## Material:

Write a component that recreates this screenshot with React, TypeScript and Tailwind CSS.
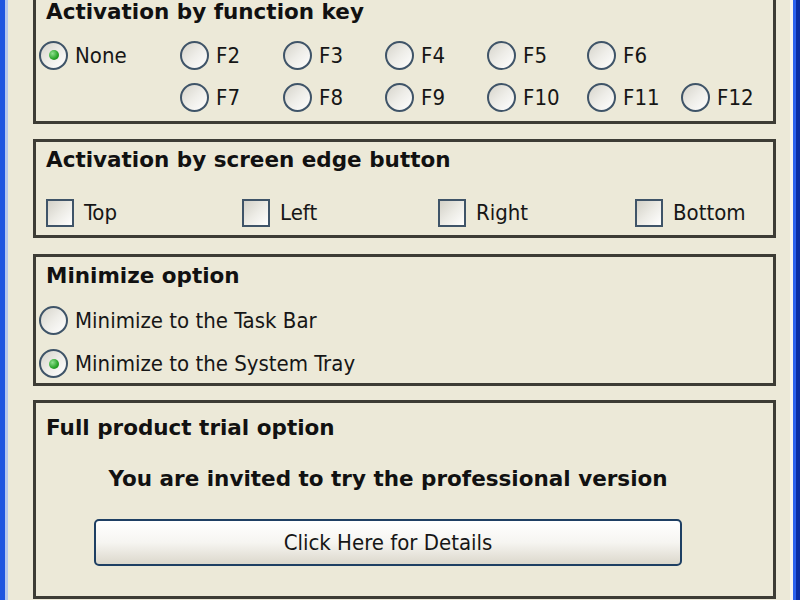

* * *

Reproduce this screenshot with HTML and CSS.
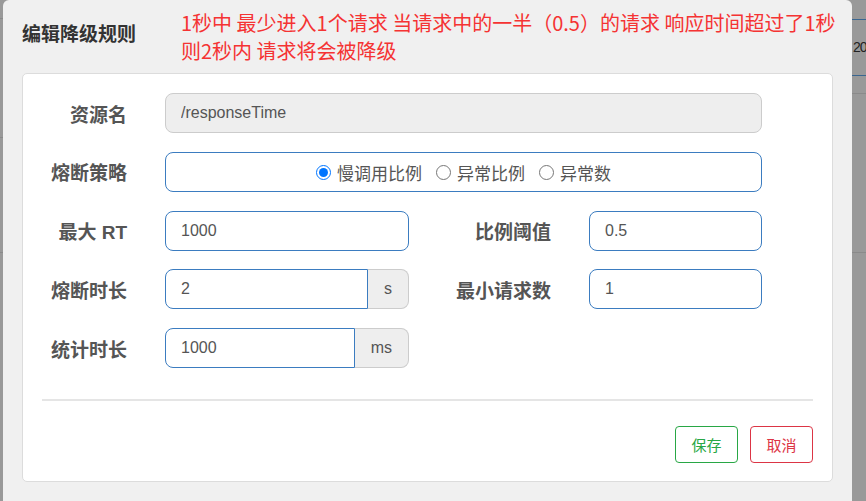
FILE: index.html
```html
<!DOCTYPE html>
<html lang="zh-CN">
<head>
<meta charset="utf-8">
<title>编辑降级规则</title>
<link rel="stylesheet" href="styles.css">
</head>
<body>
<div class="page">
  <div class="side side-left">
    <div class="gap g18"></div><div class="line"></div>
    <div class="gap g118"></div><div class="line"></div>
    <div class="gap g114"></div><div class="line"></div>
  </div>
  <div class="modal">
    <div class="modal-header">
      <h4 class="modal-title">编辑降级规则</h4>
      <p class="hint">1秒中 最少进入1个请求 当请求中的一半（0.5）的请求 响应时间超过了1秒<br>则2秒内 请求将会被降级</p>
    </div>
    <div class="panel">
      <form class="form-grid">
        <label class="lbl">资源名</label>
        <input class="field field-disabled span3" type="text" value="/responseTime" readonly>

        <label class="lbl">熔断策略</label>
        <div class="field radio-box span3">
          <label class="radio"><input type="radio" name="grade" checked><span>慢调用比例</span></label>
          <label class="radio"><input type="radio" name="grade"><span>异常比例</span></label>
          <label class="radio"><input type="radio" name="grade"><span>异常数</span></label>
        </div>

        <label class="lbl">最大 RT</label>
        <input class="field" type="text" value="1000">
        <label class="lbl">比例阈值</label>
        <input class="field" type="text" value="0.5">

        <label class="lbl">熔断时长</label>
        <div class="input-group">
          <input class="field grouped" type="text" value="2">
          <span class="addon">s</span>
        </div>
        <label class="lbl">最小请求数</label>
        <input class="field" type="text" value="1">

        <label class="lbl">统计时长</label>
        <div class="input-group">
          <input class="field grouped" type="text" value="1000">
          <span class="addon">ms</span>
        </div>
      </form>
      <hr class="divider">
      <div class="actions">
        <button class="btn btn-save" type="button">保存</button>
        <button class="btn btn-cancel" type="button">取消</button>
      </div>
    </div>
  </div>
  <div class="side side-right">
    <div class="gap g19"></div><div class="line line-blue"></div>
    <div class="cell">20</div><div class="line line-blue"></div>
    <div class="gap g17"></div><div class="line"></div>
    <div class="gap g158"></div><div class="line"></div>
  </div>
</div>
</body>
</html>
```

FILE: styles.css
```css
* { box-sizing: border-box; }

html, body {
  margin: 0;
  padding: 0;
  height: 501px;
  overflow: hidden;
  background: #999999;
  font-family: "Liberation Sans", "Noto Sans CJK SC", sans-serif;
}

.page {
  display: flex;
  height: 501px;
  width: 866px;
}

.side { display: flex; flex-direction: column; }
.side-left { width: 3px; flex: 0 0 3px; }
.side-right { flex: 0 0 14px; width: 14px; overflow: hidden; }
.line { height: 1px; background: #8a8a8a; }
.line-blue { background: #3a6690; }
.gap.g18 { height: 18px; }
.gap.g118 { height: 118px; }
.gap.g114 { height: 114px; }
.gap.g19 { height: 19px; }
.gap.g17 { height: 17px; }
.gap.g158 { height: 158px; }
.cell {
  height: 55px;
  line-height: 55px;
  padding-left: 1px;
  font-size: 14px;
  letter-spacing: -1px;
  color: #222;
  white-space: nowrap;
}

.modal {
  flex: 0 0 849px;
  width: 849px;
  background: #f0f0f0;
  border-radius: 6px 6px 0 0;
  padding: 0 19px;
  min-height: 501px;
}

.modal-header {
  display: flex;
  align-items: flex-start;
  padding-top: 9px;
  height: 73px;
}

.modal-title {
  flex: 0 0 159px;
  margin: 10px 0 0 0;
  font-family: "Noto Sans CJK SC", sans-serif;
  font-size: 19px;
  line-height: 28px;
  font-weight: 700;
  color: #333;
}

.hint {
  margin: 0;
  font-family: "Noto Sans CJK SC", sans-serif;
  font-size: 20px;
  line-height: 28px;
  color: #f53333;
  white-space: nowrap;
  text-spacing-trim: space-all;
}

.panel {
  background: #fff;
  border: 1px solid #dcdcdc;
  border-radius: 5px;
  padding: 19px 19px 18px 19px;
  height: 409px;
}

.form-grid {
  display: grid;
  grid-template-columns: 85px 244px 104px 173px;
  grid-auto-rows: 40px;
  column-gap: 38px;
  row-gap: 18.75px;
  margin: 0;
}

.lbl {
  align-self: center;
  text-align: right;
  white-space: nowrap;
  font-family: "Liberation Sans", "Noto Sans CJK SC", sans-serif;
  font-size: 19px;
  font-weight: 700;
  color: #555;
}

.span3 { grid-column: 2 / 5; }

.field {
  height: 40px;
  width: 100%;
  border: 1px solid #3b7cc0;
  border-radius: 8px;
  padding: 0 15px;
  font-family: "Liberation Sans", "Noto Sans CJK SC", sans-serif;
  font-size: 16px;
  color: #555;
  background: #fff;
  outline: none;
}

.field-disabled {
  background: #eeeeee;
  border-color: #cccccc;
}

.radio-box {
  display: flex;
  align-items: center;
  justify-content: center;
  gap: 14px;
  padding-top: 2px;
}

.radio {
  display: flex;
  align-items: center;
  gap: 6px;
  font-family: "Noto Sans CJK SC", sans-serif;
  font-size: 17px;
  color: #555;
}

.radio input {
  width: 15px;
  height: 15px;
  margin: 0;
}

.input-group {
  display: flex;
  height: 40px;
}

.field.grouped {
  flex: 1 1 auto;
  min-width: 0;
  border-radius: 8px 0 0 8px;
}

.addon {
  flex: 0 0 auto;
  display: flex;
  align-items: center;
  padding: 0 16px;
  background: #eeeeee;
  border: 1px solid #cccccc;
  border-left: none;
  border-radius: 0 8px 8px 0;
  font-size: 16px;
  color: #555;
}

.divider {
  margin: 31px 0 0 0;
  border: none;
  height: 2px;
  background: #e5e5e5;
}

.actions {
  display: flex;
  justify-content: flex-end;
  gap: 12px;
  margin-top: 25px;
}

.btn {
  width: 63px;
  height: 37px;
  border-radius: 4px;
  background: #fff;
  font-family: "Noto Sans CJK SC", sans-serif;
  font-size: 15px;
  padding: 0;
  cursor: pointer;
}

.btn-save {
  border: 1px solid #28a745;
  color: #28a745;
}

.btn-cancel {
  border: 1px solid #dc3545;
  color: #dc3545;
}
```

## Task statement:
From the records above, work out how many lines contain the string "this". Give only the number.

## Reply:
2